Director – Bo Burnham (feature debut)
Cast – Elsie Fisher, Josh Hamilton, Emily Robinson, Daniel Zolghadri, Jake Ryan
Plot – Young girl Kayla (Fisher) tries to navigate her final days of Eighth Grade life and prepare herself for a new world as a High School student.
“Growing up can be a little bit scary and weird”
Review by Eddie on 25/01/2018
Who would’ve thought that one of the most quintessential teen movies of the modern era would be directed by a 28 year old first time feature filmmaker?
I’m guessing not too many, but thanks to one time Youtube sensation turned stand-up comedy genius Bo Burnham, Eighth Grade is very much that film.
An eye-opening, honest and often downright hilariously on point examination of what it means to grow up in our modern era of phones, standards and a general lack of childlike ignorance, Eighth Grade is that raw type of film that just totally gets and understands its subject matter and thanks to this, should be both compulsory viewing for teenagers and for their parents, that are in many ways likely ignorant regarding what the modern landscape entails for their offspring.
Showing incredible skill as both a writer and director and a skill as a director of actors, Burnham knocks it out of the park with his unwaveringly frank look at Elsie Fisher’s Kayla’s last days in her eighth grade, before moving onto the daunting and hard to fathom high school year’s.
A large part of why Eighth Grade works so well on many levels outside of Burnham’s pinpoint accuracy is Fisher’s work in front of the camera.
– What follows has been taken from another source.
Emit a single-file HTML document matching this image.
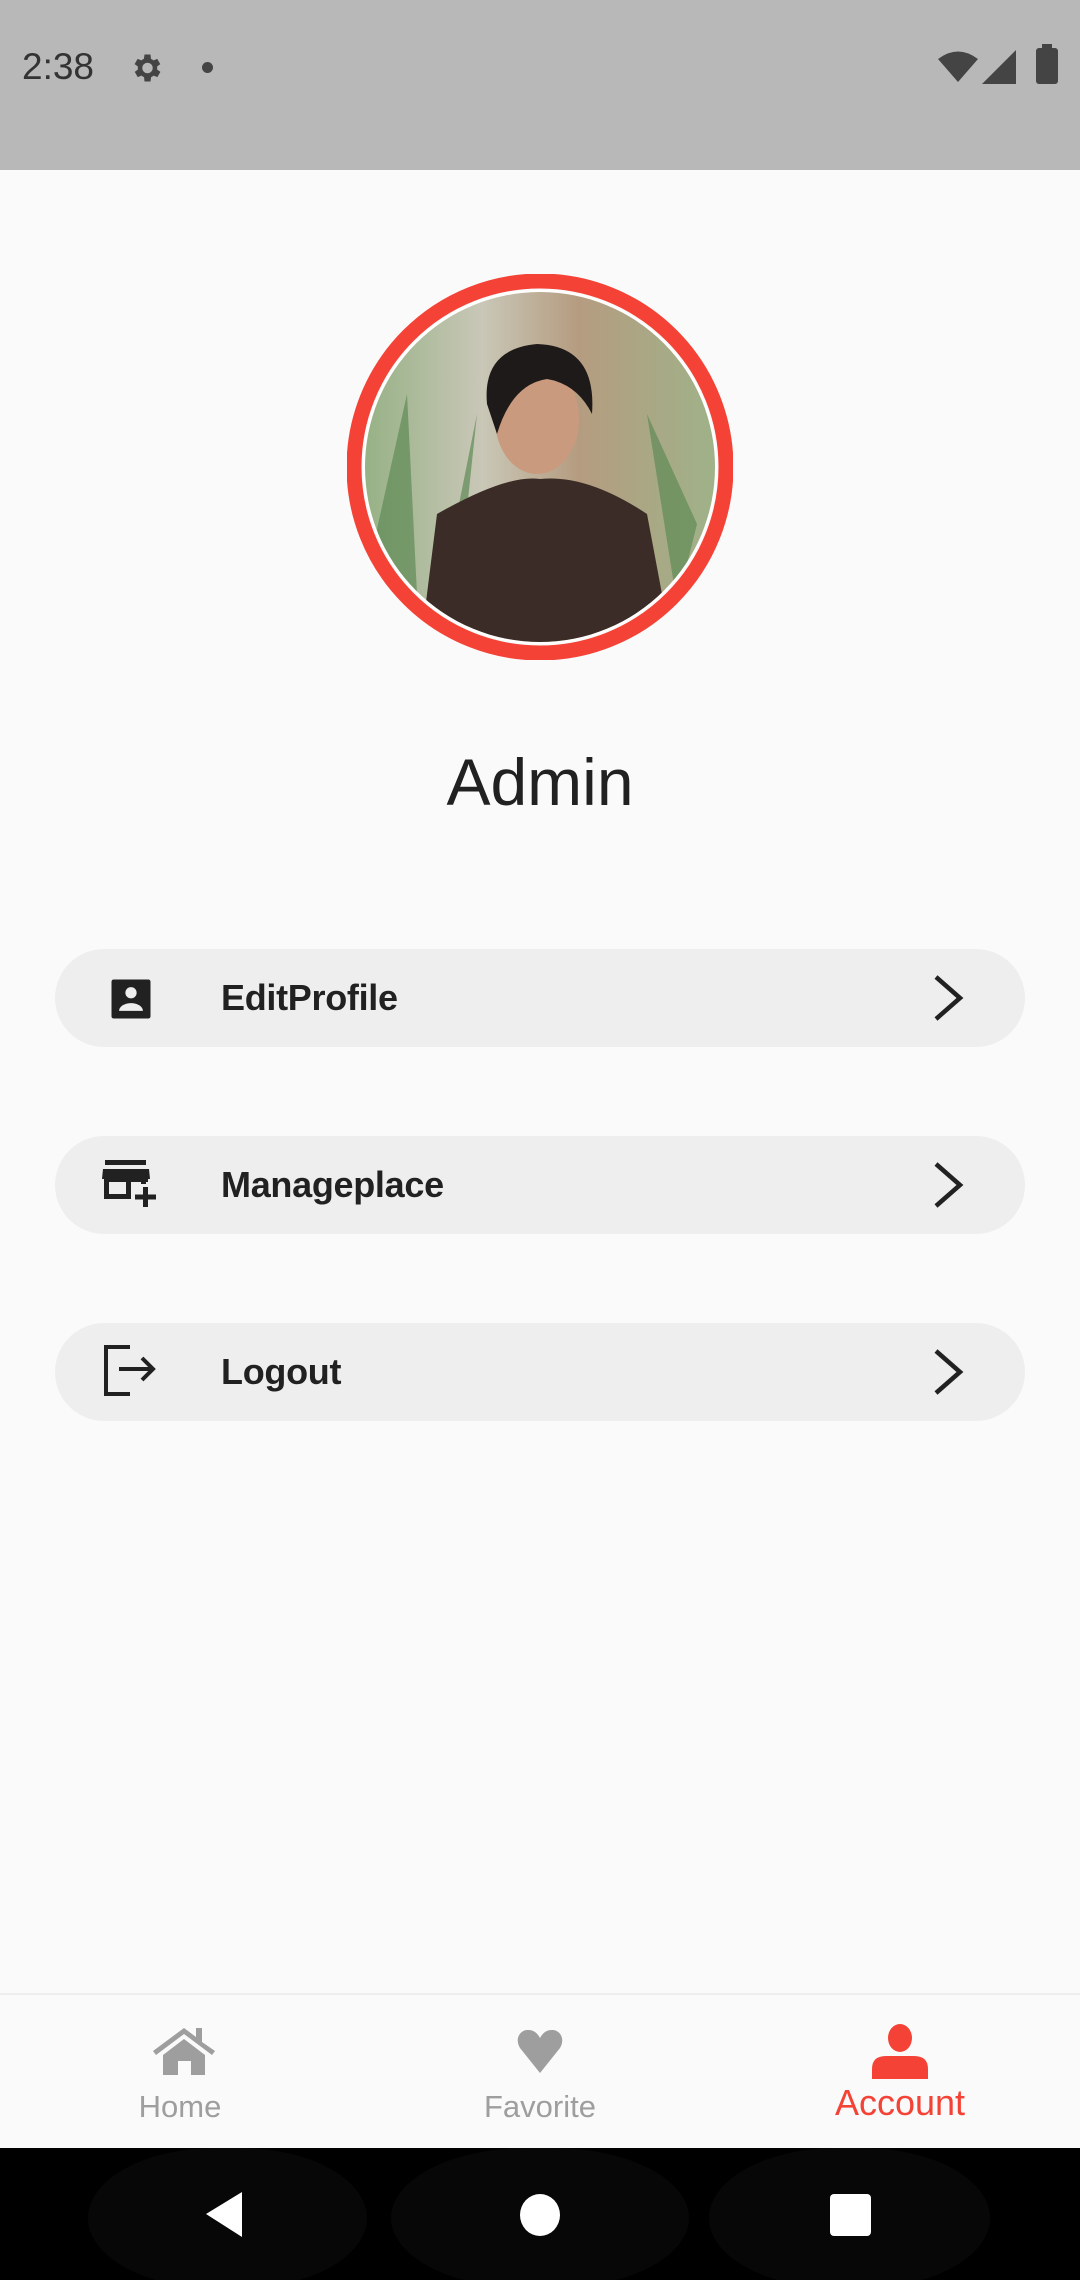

A lovingly nervy and well-intentioned creation who lives with her single parent father and lives a life outside of a large friendship group, Kayla is a creation that we can all relate to in some way as she try’s her best to fit in and navigate a pathway for herself to move in where she can be who she is and be happy in doing so.
It feels as though Fischer is Kayla and Kayla is Fischer, as the two become one and create one of the most relatable and insightful teenage creations in some time.
As Kayla looks to impress the boy she has a crush on, get through unscathed at a popular pool party or make friends with older teenagers, we feel her every emotion, happy, sad, nervous or otherwise thanks to the films almost documentary like realness that is inhabited so well by Fischer.
For all the fun and insight to be had from the film, Eighth Grade also deals with some heavy and dramatic situations that may be confronting to some viewers but you feel, if anything, Burnham held back from going too raw and honest for some and viewers scared of the subject matters dealt with here shouldn’t be afraid to let their teenagers watch a film that is made for them and important for them to see.
Final Say –
Eighth Grade is one of the year’s most important films, a standout in the independent offerings available and a must watch for those moving into their teenage years. With this debut, Burnham has well and truly established himself as a director to keep a very close eye on moving forward.